Wheaton and Moe’s Mac Daily announcement acknowledged that “some evaluation of priorities in these areas will likely be required.”

Members of the sustainability office have raised concerns about what work may or may not be deemed important.

“I don’t think [administration] really understand what we do,” Sulik said. “I think everything that we do is important.”

It is also unclear how the shift toward academics will affect current sustainability initiatives and projects, with the clock ticking on multiple sustainability goals including Zero Waste by 2020 and the race to be carbon neutral by 2025.

“It’s all just kind of up in the air,” Will said.

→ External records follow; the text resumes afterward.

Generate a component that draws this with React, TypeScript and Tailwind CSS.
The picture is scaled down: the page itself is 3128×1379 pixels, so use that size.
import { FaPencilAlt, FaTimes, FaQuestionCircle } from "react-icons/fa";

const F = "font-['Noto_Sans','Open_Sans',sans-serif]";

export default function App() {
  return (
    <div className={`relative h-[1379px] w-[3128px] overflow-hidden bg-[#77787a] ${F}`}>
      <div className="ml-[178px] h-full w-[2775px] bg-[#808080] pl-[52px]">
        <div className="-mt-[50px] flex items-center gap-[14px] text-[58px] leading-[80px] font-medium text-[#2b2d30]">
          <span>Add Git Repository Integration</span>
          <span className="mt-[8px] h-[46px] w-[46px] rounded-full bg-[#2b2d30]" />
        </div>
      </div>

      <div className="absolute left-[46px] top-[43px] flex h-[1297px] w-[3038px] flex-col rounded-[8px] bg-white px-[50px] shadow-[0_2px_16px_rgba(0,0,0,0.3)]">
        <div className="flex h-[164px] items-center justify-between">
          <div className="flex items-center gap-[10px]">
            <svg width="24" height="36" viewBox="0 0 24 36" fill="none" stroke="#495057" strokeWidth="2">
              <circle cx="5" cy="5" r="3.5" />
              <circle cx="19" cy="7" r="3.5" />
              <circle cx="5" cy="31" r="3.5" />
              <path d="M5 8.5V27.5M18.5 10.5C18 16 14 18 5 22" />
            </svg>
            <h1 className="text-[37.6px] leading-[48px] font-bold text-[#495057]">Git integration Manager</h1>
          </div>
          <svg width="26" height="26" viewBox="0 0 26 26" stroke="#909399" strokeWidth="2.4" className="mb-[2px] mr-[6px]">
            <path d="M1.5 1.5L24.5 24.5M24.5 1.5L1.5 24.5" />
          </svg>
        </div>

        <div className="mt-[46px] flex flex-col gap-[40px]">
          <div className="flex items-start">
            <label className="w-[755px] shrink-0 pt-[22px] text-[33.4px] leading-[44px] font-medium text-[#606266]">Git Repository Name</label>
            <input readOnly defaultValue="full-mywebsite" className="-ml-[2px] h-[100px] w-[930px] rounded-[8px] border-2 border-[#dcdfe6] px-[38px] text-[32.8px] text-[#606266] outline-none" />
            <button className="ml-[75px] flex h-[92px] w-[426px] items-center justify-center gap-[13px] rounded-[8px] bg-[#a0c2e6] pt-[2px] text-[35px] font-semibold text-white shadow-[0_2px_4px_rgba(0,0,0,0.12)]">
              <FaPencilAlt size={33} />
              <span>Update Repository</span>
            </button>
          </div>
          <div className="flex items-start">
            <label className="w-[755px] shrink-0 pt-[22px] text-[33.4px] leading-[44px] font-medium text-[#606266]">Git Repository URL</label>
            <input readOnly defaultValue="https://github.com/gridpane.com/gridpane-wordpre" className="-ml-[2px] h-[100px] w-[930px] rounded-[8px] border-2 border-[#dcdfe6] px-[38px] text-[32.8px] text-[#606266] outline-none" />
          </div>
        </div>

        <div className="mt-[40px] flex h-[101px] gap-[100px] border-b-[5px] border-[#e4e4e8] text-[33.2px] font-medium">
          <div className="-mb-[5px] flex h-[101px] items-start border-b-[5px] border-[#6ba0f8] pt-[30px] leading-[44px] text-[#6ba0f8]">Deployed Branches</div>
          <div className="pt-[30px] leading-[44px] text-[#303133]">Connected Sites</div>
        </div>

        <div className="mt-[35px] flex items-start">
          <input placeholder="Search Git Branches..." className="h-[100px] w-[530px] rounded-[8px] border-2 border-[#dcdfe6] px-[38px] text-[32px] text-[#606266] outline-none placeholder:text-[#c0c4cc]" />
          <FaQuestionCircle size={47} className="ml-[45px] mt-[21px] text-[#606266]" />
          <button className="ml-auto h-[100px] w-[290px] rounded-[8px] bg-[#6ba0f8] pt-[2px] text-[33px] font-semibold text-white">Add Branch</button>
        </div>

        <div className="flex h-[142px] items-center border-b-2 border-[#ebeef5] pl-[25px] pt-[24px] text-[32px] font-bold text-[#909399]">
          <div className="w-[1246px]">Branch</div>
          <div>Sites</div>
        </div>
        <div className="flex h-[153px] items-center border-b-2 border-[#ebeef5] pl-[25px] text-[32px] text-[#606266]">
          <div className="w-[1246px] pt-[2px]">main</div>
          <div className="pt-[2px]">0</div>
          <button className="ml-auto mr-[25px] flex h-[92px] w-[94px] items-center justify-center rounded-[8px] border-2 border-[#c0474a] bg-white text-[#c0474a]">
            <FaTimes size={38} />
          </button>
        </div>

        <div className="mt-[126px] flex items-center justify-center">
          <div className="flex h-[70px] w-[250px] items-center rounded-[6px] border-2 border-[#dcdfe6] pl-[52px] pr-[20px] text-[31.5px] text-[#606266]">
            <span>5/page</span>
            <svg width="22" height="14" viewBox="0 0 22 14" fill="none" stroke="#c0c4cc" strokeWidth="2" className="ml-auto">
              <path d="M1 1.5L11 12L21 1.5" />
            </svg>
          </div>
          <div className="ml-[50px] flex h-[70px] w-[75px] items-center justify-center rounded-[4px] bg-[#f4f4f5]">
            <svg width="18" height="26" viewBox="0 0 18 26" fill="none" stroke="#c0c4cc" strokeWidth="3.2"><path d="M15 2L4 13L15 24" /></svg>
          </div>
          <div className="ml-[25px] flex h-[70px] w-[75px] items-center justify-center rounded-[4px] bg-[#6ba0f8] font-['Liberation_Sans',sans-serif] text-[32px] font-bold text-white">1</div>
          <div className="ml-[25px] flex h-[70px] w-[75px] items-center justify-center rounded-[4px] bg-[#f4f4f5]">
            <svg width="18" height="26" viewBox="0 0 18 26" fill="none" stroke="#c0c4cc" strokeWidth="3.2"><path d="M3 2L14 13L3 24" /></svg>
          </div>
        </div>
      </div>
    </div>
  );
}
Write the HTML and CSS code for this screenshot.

The search for the new Director of Sustainability will begin in earnest Oct. 1, when the portal for applicants closes. At that point, a search committee — chaired by Overvoorde — will convene to discuss what the college is looking for in their ideal candidate.

Alongside Overvoorde, the committee will consist of Moe, Wheaton, three faculty members — including Phadke — two staff members and one student. Ideally, Overvoorde would like to see the student representative be MCSG’s sustainability officer, but nobody currently holds that position.

Overvoorde hopes to bring candidates to campus to meet with students by early November.

“Certainly, the student input will be important,” Overvoorde said. “Whether it will be open to the entire campus or to a targeted audience like the sustainability student workers or some of the student orgs that have particular ties.”

Wheaton is particularly excited to see a candidate bring a fresh perspective to the office as Macalester enters the next chapter of its sustainability programming.

“In the end, what we’ve decided as we’re thinking about this shift in the role and the position, we want to see what opportunities there are to see what kind of skill set we can bring to this redefined role,” he said.

One of those applicants will be a familiar face.

“I am going to apply,” Savanick Hansen said. “I think I’m the best-qualified person for the job.”